I can say that $z$ is even if $x$ and $y$ are of the same parity.

 

[PeroK]

I can say that $z$ is even if $x$ and $y$ are of the same parity.

Is it possible that $x, y, z$ are all odd?
Is it possible that $x, y, z$ are all even?
Is it possible that two are even and one odd?
Is it possible that one is even and two are odd?
Are there any more options?

 

[Eclair_de_XII]

Is it possible that $x$, $y$, $z$ are all odd?

Only if $p_u=2$, I think.

Is it possible that $x$, $y$, $z$ are all even?

Yes.

Is it possible that two are even and one odd?

I don't think so. If, for example, $x$ were even, then $x^3+y^3=2[4(m^3+n^3)+6n^2+3n]+1$, which is odd.

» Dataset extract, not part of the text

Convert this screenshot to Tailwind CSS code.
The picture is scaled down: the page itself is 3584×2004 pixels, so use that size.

Is it possible that one is even and two are odd?

Yes, as I've just demonstrated.

Are there any more options?

I don't think so.

 

[Eclair_de_XII]

Hold on. If $x$ and $y$ are odd, then $x^3$ and $y^3$ are also odd. So their sum is even and equal to $z^3$. It's basically asking for the parity of $x+y=z$.

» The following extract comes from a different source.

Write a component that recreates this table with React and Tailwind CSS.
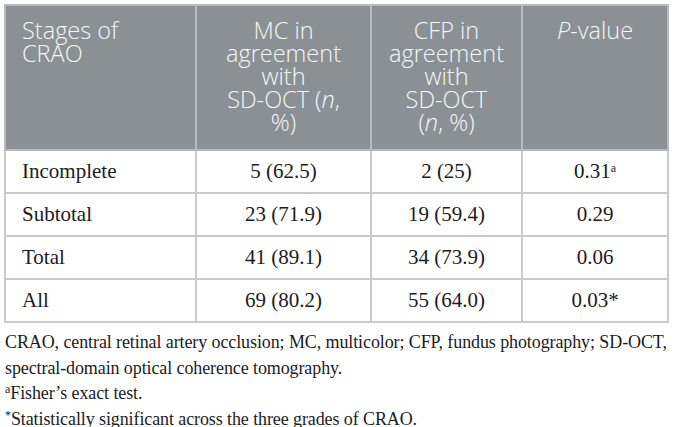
export default function App() {
  const rows = [
    ["Incomplete", "5 (62.5)", "2 (25)", <>0.31<sup className="text-[12px]">a</sup></>],
    ["Subtotal", "23 (71.9)", "19 (59.4)", "0.29"],
    ["Total", "41 (89.1)", "34 (73.9)", "0.06"],
    ["All", "69 (80.2)", "55 (64.0)", "0.03*"],
  ];
  const hsans = { fontFamily: '"Open Sans", "Noto Sans", sans-serif' };
  const serif = { fontFamily: '"Liberation Serif", serif' };
  const hb = "border-2 border-[#b8bbbd] font-[350] align-top pt-[13px]";
  const bb = "border-2 border-[#c8cacb]";
  return (
    <div className="w-[674px] h-[427px] bg-white pt-[4px] pl-[4px] overflow-hidden">
      <table className="border-collapse w-[663px] table-fixed border-2 border-[#c8cacb]" style={serif}>
        <colgroup>
          <col className="w-[191px]" />
          <col className="w-[175px]" />
          <col className="w-[151px]" />
          <col className="w-[146px]" />
        </colgroup>
        <thead>
          <tr className="bg-[#8b9094] text-[#f6f7f7] h-[145px] text-[23.5px] leading-[23px]" style={hsans}>
            <th className={`${hb} text-left pl-[16px]`}>Stages of<br />CRAO</th>
            <th className={`${hb} text-center`}>MC in<br />agreement<br />with<br />SD-OCT (<i>n</i>,<br />%)</th>
            <th className={`${hb} text-center`}>CFP in<br />agreement<br />with<br />SD-OCT<br />(<i>n</i>, %)</th>
            <th className={`${hb} text-center`}><i>P</i>-value</th>
          </tr>
        </thead>
        <tbody className="text-[21px] text-[#1c1c1c]">
          {rows.map((r, i) => (
            <tr key={i} className="h-[43px]">
              <td className={`${bb} pl-[16px] pt-[1px]`}>{r[0]}</td>
              <td className={`${bb} text-center pt-[1px]`}>{r[1]}</td>
              <td className={`${bb} text-center pt-[1px]`}>{r[2]}</td>
              <td className={`${bb} text-center pt-[1px]`}>{r[3]}</td>
            </tr>
          ))}
        </tbody>
      </table>
      <div className="text-[18px] leading-[25.5px] text-[#1c1c1c] mt-[7px] pl-[1px] tracking-[-0.1px]" style={serif}>
        <p className="whitespace-nowrap">CRAO, central retinal artery occlusion; MC, multicolor; CFP, fundus photography; SD-OCT,</p>
        <p>spectral-domain optical coherence tomography.</p>
        <p><sup className="text-[12px]">a</sup>Fisher’s exact test.</p>
        <p><sup className="text-[12px]">*</sup>Statistically significant across the three grades of CRAO.</p>
      </div>
    </div>
  );
}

$x$ odd and $y$ odd ⇒ $z$ even
$x$ even and $y$ even ⇒ $z$ even
$x$ odd and $y$ even ⇒ $z$ odd
$x$ even and $y$ odd ⇒ $z$ odd

And in the second case, the first condition: ~$∃p:(\frac{x}{p},\frac{y}{p},\frac{z}{p})∈ℕ×ℕ×ℕ$ is violated because now there exists a $p=2$ that makes the second argument irrelevant. And then you have only the three. Now how to prove that one of these variables is also a multiple of 3...

 

[PeroK]

You have shown:

For any numbers $a+b = c$ you only have two possibilities. Either they are all even or precisely one of them is even.

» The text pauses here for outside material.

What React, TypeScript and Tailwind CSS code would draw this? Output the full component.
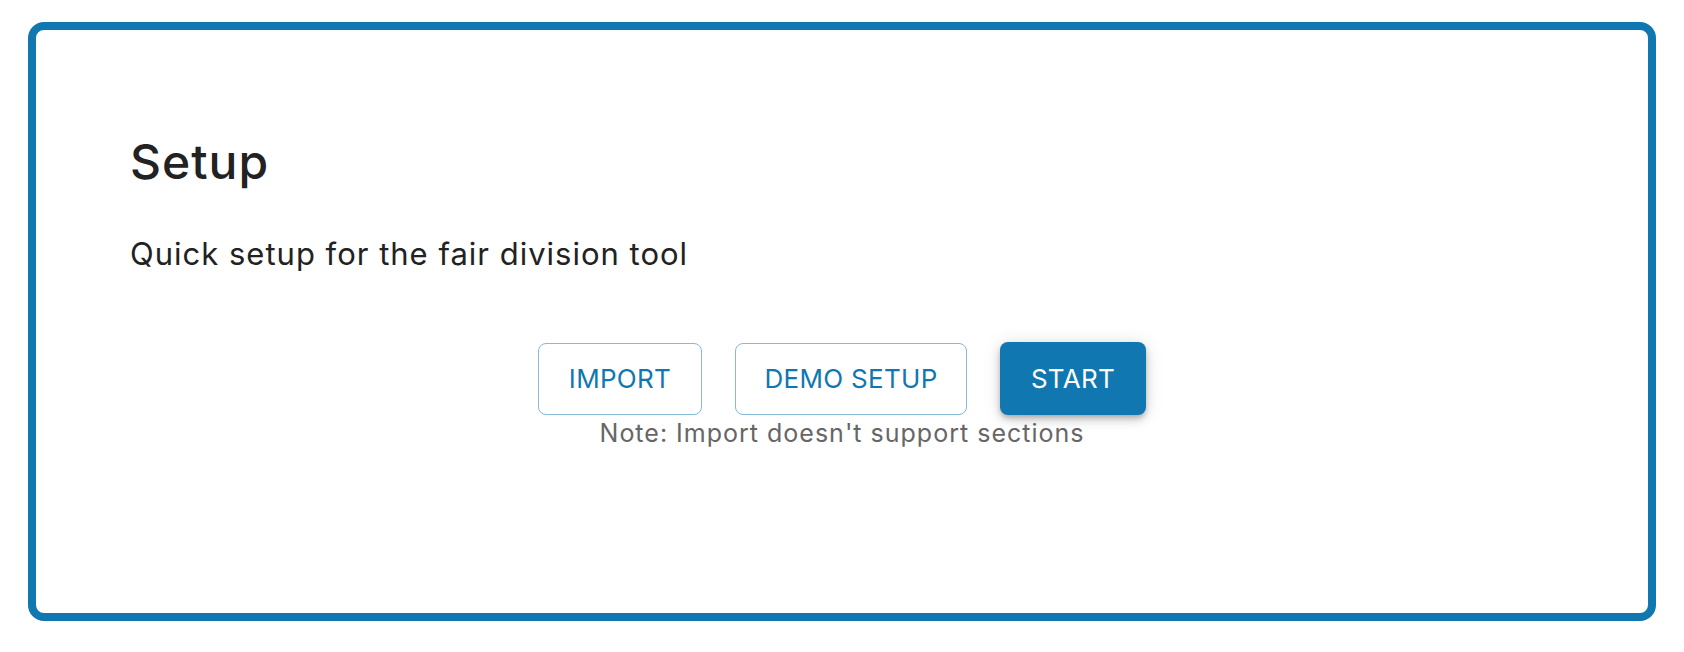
const SetupCard = () => {
    return (
        <div className="h-[599px] rounded-[16px] border-8 border-[#1077b1] bg-white pl-[94px] pr-[94px] pt-[103px]">
            <h1 className="text-[48px] leading-[58px] font-medium text-[#222222] tracking-[1px]">Setup</h1>
            <p className="mt-[44px] text-[31px] leading-[37px] tracking-[1px] text-[#222222]">Quick setup for the fair division tool</p>

            <div className="mt-[70px] flex flex-col items-center">
                <div className="flex items-center gap-[33px]">
                    <button className="flex h-[72px] w-[164px] items-center justify-center rounded-[8px] border border-[#87b9d8] text-[26px] tracking-[0.3px] text-[#1077b1]">
                        IMPORT
                    </button>
                    <button className="flex h-[72px] w-[232px] items-center justify-center rounded-[8px] border border-[#87b9d8] text-[26px] tracking-[0.3px] text-[#1077b1]">
                        DEMO SETUP
                    </button>
                    <button className="flex h-[73px] w-[146px] items-center justify-center rounded-[8px] bg-[#1077b1] text-[26px] tracking-[0.3px] text-white shadow-[0_3px_5px_-1px_rgba(0,0,0,0.2),0_5px_10px_0_rgba(0,0,0,0.14),0_1px_18px_0_rgba(0,0,0,0.12)]">
                        START
                    </button>
                </div>
                <p className="mt-[3px] text-[25px] leading-[30px] tracking-[1px] text-[#666666]">Note: Import doesn't support sections</p>
            </div>
        </div>
    );
};

export default function App() {
    return (
        <div className="min-h-[652px] bg-white px-[28px] pt-[22px] pb-[31px] font-['Inter',_'Noto_Sans',_sans-serif]">
            <SetupCard />
        </div>
    );
}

Now, if they have no common factors, they can't all be even, leaving just one possibility ...

Note that for this problem you need only the basic logic. No equations are necessary.

 

[Eclair_de_XII]

Can I ask, before I go to bed, how I can show that one of the variables is divisible by 3? I tried factoring the expanded polynomial from my original post and rearranging terms, but couldn't express it as a multiple of 3. Thanks.

 

[Eclair_de_XII]

In the same vein as before, I tried expressing $z$ as a multiple of 3 by writing the variables as $x=3a+1$ and $y=3b+2$. So $x+y=3(a+b+1)=z$. And I can immediately come up with a counterexample to this; basically, if $x$ and $y$ are of the same parity, it does not work.

 

[PeroK]

In the same vein as before, I tried expressing $z$ as a multiple of 3 by writing the variables as $x=3a+1$ and $y=3b+2$. So $x+y=3(a+b+1)=z$. And I can immediately come up with a counterexample to this; basically, if $x$ and $y$ are of the same parity, it does not work.

What are you trying to prove?

 

[Eclair_de_XII]

I'm trying to prove the following statement:

"If no prime number $p$ divides a hypothetical solution $(x,y,z)∈ℕ×ℕ×ℕ$ to the equation $x^3+y^3=z^3$, prove that exactly one of $x$, $y$, and $z$ is divisible by $3$."